Non credo invece che sia giusto bollare la violenza della Valle di Susa con altre definizioni, citando la mafia e l’intimidazione mafiosa. Un vecchio vizio della polemica politica italiana, nella quale termini come “fascista”, “comunista” e “mafioso” sono stati trasformati in epiteti per insultare il “nemico”, usandoli in una maniera spesso avulsa dal loro significato originale e rivolgendoli a chi, addirittura, presentava caratteristiche o aveva atteggiamenti del tutto in contraddizione con tale significato.  Nel caso dell’ala violenta del movimento No Tav, in particolare, non c’è nulla dei comportamenti e dei metodi di lotta di quelle frange che possa essere ricondotto alla metodologia mafiosa (neppure gli attentati alle aziende coinvolte nei lavori del cantiere di Chiomonte), mentre appare altrettanto evidente che essi rappresentano invece l’ennesima reincarnazione della pratica “combattente” e conclamata dell’estremismo di sinistra (e del “massimalismo italiano”, in particolare). Scimmiottato, ridicolo oggi nelle sue balbettanti rivendicazioni e giustificazioni, lontano da qualsiasi radicamento sociale (come ha spiegato con molta chiarezza, in un’intervista a ‘La Repubblica’, Giovanni De Luna: “… Gli anni di piombo? No, gli elementi di discontinuità sono macroscopici. Non c’è più nulla di ciò che c’era allora. Organizzazioni politiche riconoscibili, la lotta di classe, la fabbrica…”), ma declinato secondo i canoni di una stagione feroce che ha dominato il nostro Paese (e in parte la Germania e la Francia), tra la seconda metà degli Anni 70 e gli Anni 80 del secolo scorso.

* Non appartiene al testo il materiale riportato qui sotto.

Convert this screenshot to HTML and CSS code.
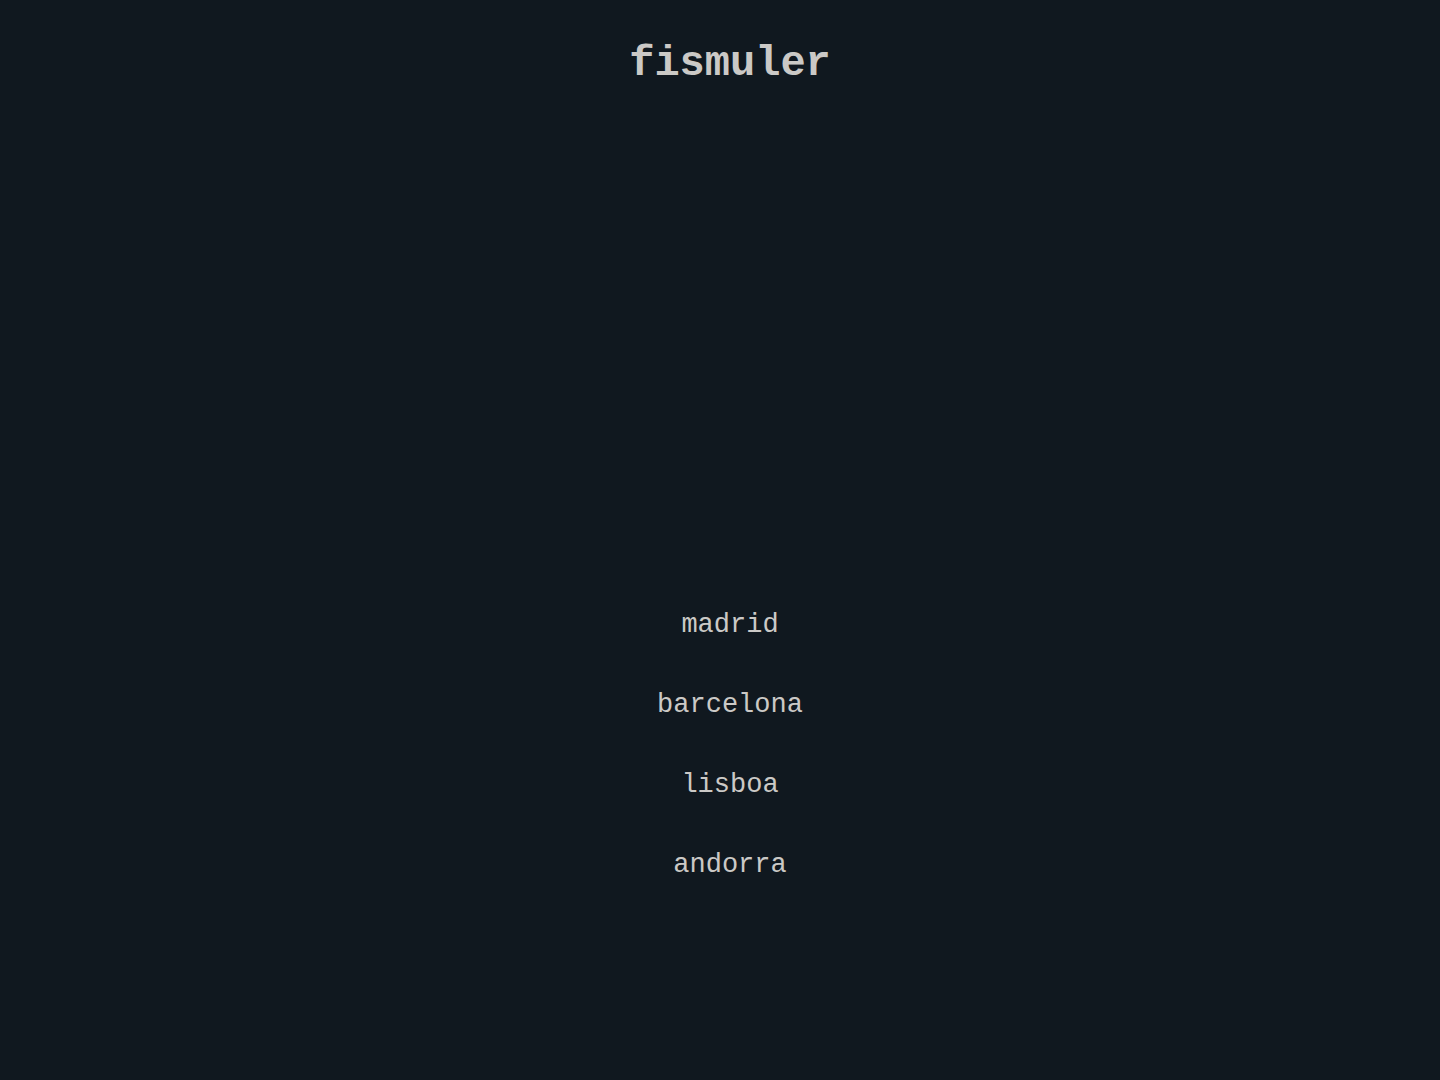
FILE: index.html
```html
<!DOCTYPE html>
<html lang="es">
<head>
    <meta charset="UTF-8">
    <meta name="viewport" content="width=device-width, initial-scale=1.0">
    <title>fismuler</title>
    <link rel="stylesheet" href="styles.css">
</head>
<body>
    <header class="cabecera">
        <h1 class="logo">fismuler</h1>
    </header>
    <main class="contenido">
        <nav class="ciudades" aria-label="Restaurantes">
            <a href="#madrid">madrid</a>
            <a href="#barcelona">barcelona</a>
            <a href="#lisboa">lisboa</a>
            <a href="#andorra">andorra</a>
        </nav>
    </main>
</body>
</html>
```

FILE: styles.css
```css
* {
  box-sizing: border-box;
}

body {
  display: flex;
  flex-direction: column;
  min-height: 100vh;
  margin: 0;
  padding: 42px 0 175px 20px;
  background-color: #10181f;
  color: #cbc9c6;
  font-family: "Liberation Mono", "Courier New", monospace;
}

.cabecera {
  text-align: center;
}

.logo {
  margin: 0;
  font-size: 42px;
  line-height: 44px;
  font-weight: bold;
}

.contenido {
  display: flex;
  flex: 1;
  align-items: flex-end;
  justify-content: center;
}

.ciudades {
  display: flex;
  flex-direction: column;
  align-items: center;
}

.ciudades a {
  color: inherit;
  font-size: 27px;
  line-height: 80px;
  text-decoration: none;
}

.ciudades a:hover {
  color: #ffffff;
}
```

Tutti gli elementi di allora sono presenti oggi: le forze dell’ordine indicate come “nemico” sia dal punto di vista mediatico sia sotto quello fisico, la magistratura evocata come “mente strategica” della repressione e ricondotta a obiettivi personalizzati (si pensi all’infame campagna di demonizzazione, alimentata anche da suoi ex colleghi, contro il procuratore torinese Gian Carlo Caselli), l’arruolamento – tra gli “avversari” da colpire – tanto degli imprenditori come dei lavoratori che collaborano al cantiere dell’alta velocità, infine la criminalizzazione dei giornalisti e l’avvio, prima attraverso i social network e ora con l’attacco diretto, di una strategia di odio e di diffamazione nei loro confronti.

È qualcosa sulla quale dovrebbero riflettere soprattutto gli intellettuali della sinistra italiana che, da anni e con una particolare virulenza nelle ultime settimane, hanno accettato di fiancheggiare le imprese dei “paladini” valsusini della guerra al treno veloce. Applicando il Codice Penale, la procura torinese ha già individuato gli autori dell’aggressione alla giornalista di “Repubblica” bloccata e minacciata per impedirle di fare il proprio lavoro: quello di informare. Resta invece tutta da scrivere la condanna morale verso quei “cattivi maestri” (e le loro “istigazioni subliminali”o “rivendicazioni nascoste”) che, da tempo, hanno scelto di indirizzare i loro strali ideologici, oltre che contro il treno ad alta velocità, anche contro il giornalismo torinese. Con frasi inequivocabili che, in una sorta di “Apologia” della sovversione valsusina presente da oltre un anno negli scaffali delle librerie italiane, descrivono così il lavoro dei cronisti subalpini: “… Sempre più si assiste a una informazione embedded, arruolata dapprima nelle attività di propaganda e, poi, onnipresente partecipe delle operazioni di ordine pubblico…  Strumenti di questa operazione sono, in particolare, le pagine locali dei grandi quotidiani diffusi in Piemonte (“La Stampa” e “La Repubblica”) e del Tg3, con i relativi siti, sempre più simili a mattinali della Questura o a uffici stampa della Procura…”.